• [Exercise instructions]: Reproduce each line bearing the word "full".

• [Supplied information]:
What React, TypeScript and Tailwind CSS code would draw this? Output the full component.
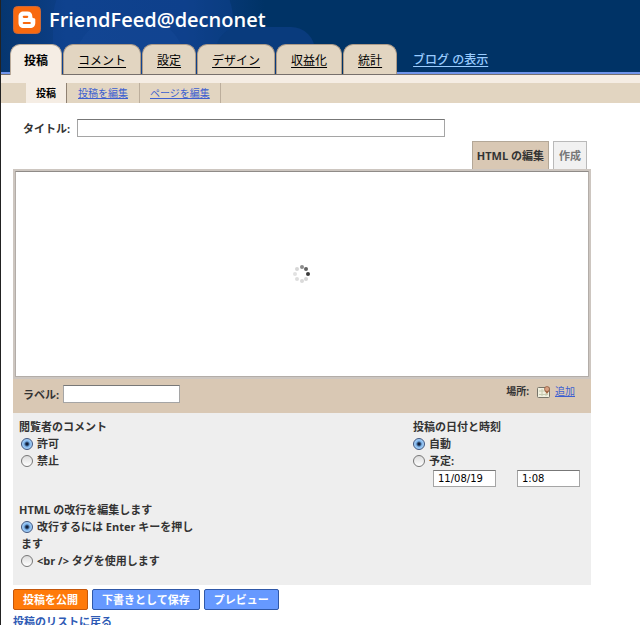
import type { ReactNode } from "react";

const tabs = ["投稿", "コメント", "設定", "デザイン", "収益化", "統計"];

const spinnerDots = [
  { x: 16, y: 10, r: 2, fill: "#3a3a3a" },
  { x: 14, y: 5, r: 2, fill: "#636363" },
  { x: 10, y: 3, r: 2, fill: "#8c8c8c" },
  { x: 5, y: 5, r: 2, fill: "#d6d6d6" },
  { x: 3, y: 10, r: 2, fill: "#e2e2e2" },
  { x: 5, y: 15, r: 2, fill: "#dedede" },
  { x: 10, y: 17, r: 2, fill: "#dadada" },
  { x: 14, y: 15, r: 2, fill: "#d6d6d6" }
];

function BloggerLogo() {
  return (
    <svg className="size-7" viewBox="0 0 28 28" aria-hidden="true">
      <rect x="0.5" y="0.5" width="27" height="27" rx="4" fill="#f8690f" stroke="#c9683a" />
      <path
        d="M10.500 5.500h4c3 0 4.800 1.900 4.800 4.400v.9c0 1 .6 1.400 1.500 1.400 1 0 1.500.5 1.500 1.500v3.200c0 3.100-2.100 5.100-5.100 5.100h-6.600c-3 0-5.100-2-5.100-5.100v-6.300c0-3.100 2-5.100 5-5.100z"
        fill="#fff"
      />
      <path d="M10.800 10.800h3.400M10.800 17h6" stroke="#f8690f" strokeWidth="2.200" strokeLinecap="round" />
    </svg>
  );
}

function Spinner() {
  return (
    <svg className="size-5" viewBox="0 0 20 20" role="img" aria-label="読み込み中">
      {spinnerDots.map((d) => (
        <circle key={`${d.x}-${d.y}`} cx={d.x} cy={d.y} r={d.r} fill={d.fill} />
      ))}
    </svg>
  );
}

function MapIcon() {
  return (
    <svg className="h-3 w-3.5" viewBox="0 0 14 12" aria-hidden="true">
      <rect x="0.5" y="1.500" width="12" height="10" rx="1" fill="#f1f0df" stroke="#77756a" />
      <path d="M2 5h6M2 8.500h9M5 3v7M9 7v3" stroke="#c6cab0" />
      <path d="M10 8L7.500 4.500h5z" fill="#a3623d" />
      <circle cx="10" cy="3" r="2.500" fill="#d9a183" stroke="#8d5536" strokeWidth="0.700" />
    </svg>
  );
}

function Radio({ name, checked, children }: { name: string; checked?: boolean; children: ReactNode }) {
  return (
    <label className="block">
      <input
        type="radio"
        name={name}
        defaultChecked={checked}
        className="mr-1 size-3 appearance-none rounded-full border border-[#777] bg-linear-to-b from-[#dcdcdc] to-white align-[-2px] checked:border-[#3d5580] checked:bg-[radial-gradient(circle,#10203c_0_1px,#7fb6ee_3px,#c4e2fa_6px)]"
      />
      {children}
    </label>
  );
}

function Field({ id, label, value, className }: { id: string; label: string; value?: string; className: string }) {
  return (
    <input
      id={id}
      type="text"
      aria-label={label}
      defaultValue={value}
      className={`border border-[#a5a5a5] border-t-[#777] bg-white px-1 font-['DejaVu_Sans',sans-serif] text-[10px] font-normal text-black ${className}`}
    />
  );
}

export default function App() {
  return (
    <div className="min-h-screen border-l border-[#222] bg-white font-['Open_Sans','Noto_Sans_CJK_JP',sans-serif] text-[11px] leading-[17px] font-bold text-[#333]">
      <header className="relative bg-[#003366]">
        {/* header glow */}
        <svg className="absolute inset-0 h-full w-80" viewBox="0 0 320 75" preserveAspectRatio="xMinYMin slice" aria-hidden="true">
          <defs>
            <linearGradient id="glow" x1="0" x2="1">
              <stop offset="0" stopColor="#06366f" />
              <stop offset="0.250" stopColor="#0d3f88" />
              <stop offset="0.700" stopColor="#0c3d84" />
              <stop offset="1" stopColor="#003366" />
            </linearGradient>
          </defs>
          <rect width="264" height="75" fill="url(#glow)" />
          <rect x="52" y="-40" width="180" height="150" rx="60" fill="#15489a" opacity="0.350" />
          <rect x="74" y="18" width="110" height="90" rx="45" fill="#1a4fa0" opacity="0.250" />
          <rect x="215" y="27" width="99" height="80" rx="24" fill="#093b7d" />
        </svg>
        <div className="relative flex h-11 items-center gap-2 pb-1 pl-3">
          <BloggerLogo />
          <h1 className="text-xl leading-7 font-semibold text-white">FriendFeed@decnonet</h1>
        </div>
        <nav className="relative flex border-b border-[#77706c] text-xs">
          <div className="w-[9px] border-b-2 border-[#6f94ea]" />
          <div className="flex gap-px">
            {tabs.map((tab, i) => (
              <a
                key={tab}
                href="#"
                className={
                  i === 0
                    ? "-mb-px flex h-[31px] items-center rounded-t-[10px] border border-b-0 border-[#b9aa9a] bg-[#f5ede4] px-[13px] pt-0.5 text-black"
                    : "flex h-[30px] items-center rounded-t-[10px] border border-b-0 border-[#ad9b88] bg-[#e2d5c1] px-3.5 pt-0.5 font-normal text-black underline underline-offset-2"
                }
              >
                {tab}
              </a>
            ))}
          </div>
          <div className="flex flex-1 items-center border-b-2 border-[#6f94ea] pt-1 pl-4">
            <a href="#" className="font-medium text-[#99ccff] underline underline-offset-2">
              ブログ の表示
            </a>
          </div>
        </nav>
      </header>

      <nav className="bg-[#f5ede4] pt-2 text-[10px] leading-5">
        <div className="flex bg-[#e2d5c1] pl-[25px]">
          <a href="#" className="border-r border-[#8f8172] bg-[#f5ede4] px-2.5 text-black">
            投稿
          </a>
          <a href="#" className="border-r border-[#bcae9c] px-[11px] font-normal text-[#3d5fd0] underline">
            投稿を編集
          </a>
          <a href="#" className="border-r border-[#bcae9c] px-2.5 font-normal text-[#3d5fd0] underline">
            ページを編集
          </a>
        </div>
      </nav>

      <main className="pl-3">
        <form className="mr-12 max-w-[578px]" onSubmit={(e) => e.preventDefault()}>
          <div className="flex items-center pt-4 pl-2.5">
            <label htmlFor="title" className="w-[54px]">
              タイトル:
            </label>
            <Field id="title" label="タイトル" className="h-[18px] w-[368px]" />
          </div>

          <div className="mt-1 flex justify-end gap-1 pr-1">
            <button type="button" className="h-7 border border-b-0 border-[#b3a797] bg-[#d9c8b4] px-1">
              HTML の編集
            </button>
            <button type="button" className="h-7 border border-b-0 border-[#b9b9b9] bg-[#f1f1f1] px-[5px] text-[#777]">
              作成
            </button>
          </div>

          <div className="bg-[#d9c8b4]">
            <div className="border-2 border-[#cdc6c0]">
              <div className="flex h-[206px] items-center justify-center border border-[#b3ada8] border-t-[#8f8b88] bg-white">
                <Spinner />
              </div>
            </div>
            <div className="flex h-[34px] items-start justify-between pr-4 pl-2.5">
              <div className="flex items-center pt-1.5">
                <label htmlFor="labels" className="w-10">
                  ラベル:
                </label>
                <Field id="labels" label="ラベル" className="h-[18px] w-[117px]" />
              </div>
              <div className="flex items-center gap-1 pt-1 text-[10px]">
                <span className="mr-1">場所:</span>
                <MapIcon />
                <a href="#" className="font-normal text-[#3d5fd0] underline">
                  追加
                </a>
              </div>
            </div>
          </div>

          <div className="bg-[#eeeeee] pt-[5px] pb-4">
            <div className="flex justify-between pr-[11px] pl-1.5">
              <fieldset>
                <legend>閲覧者のコメント</legend>
                <div className="pl-0.5">
                  <Radio name="comments" checked>許可</Radio>
                  <Radio name="comments">禁止</Radio>
                </div>
              </fieldset>
              <fieldset className="w-[167px]">
                <legend>投稿の日付と時刻</legend>
                <Radio name="date" checked>自動</Radio>
                <Radio name="date">予定:</Radio>
                <div className="mt-px flex justify-between pl-5">
                  <Field id="date" label="日付" value="11/08/19" className="h-[17px] w-[63px]" />
                  <Field id="time" label="時刻" value="1:08" className="h-[17px] w-[63px]" />
                </div>
              </fieldset>
            </div>
            <fieldset className="mt-3.5 w-[190px] pl-1.5">
              <legend>HTML の改行を編集します</legend>
              <div className="pl-0.5">
                <Radio name="breaks" checked>改行するには Enter キーを押します</Radio>
                <Radio name="breaks">&lt;br /&gt; タグを使用します</Radio>
              </div>
            </fieldset>
          </div>

          <div className="mt-1 flex gap-1 text-white">
            <button type="submit" className="h-[21px] rounded-xs border border-[#c4570b] bg-[#ff7a0a] px-[9px]">
              投稿を公開
            </button>
            <button type="button" className="h-[21px] rounded-xs border border-[#2f58a8] bg-[#6699ff] px-[9px]">
              下書きとして保存
            </button>
            <button type="button" className="h-[21px] rounded-xs border border-[#2f58a8] bg-[#6699ff] px-[9px]">
              プレビュー
            </button>
          </div>
          <a href="#" className="mt-1 block leading-4 whitespace-nowrap text-[#2f5bb5]">
            投稿のリストに戻る
          </a>
        </form>
      </main>
    </div>
  );
}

• [Answer for this exercise]:
What React, TypeScript and Tailwind CSS code would draw this? Output the full component.
        className="mr-1 size-3 appearance-none rounded-full border border-[#777] bg-linear-to-b from-[#dcdcdc] to-white align-[-2px] checked:border-[#3d5580] checked:bg-[radial-gradient(circle,#10203c_0_1px,#7fb6ee_3px,#c4e2fa_6px)]"
        <svg className="absolute inset-0 h-full w-80" viewBox="0 0 320 75" preserveAspectRatio="xMinYMin slice" aria-hidden="true">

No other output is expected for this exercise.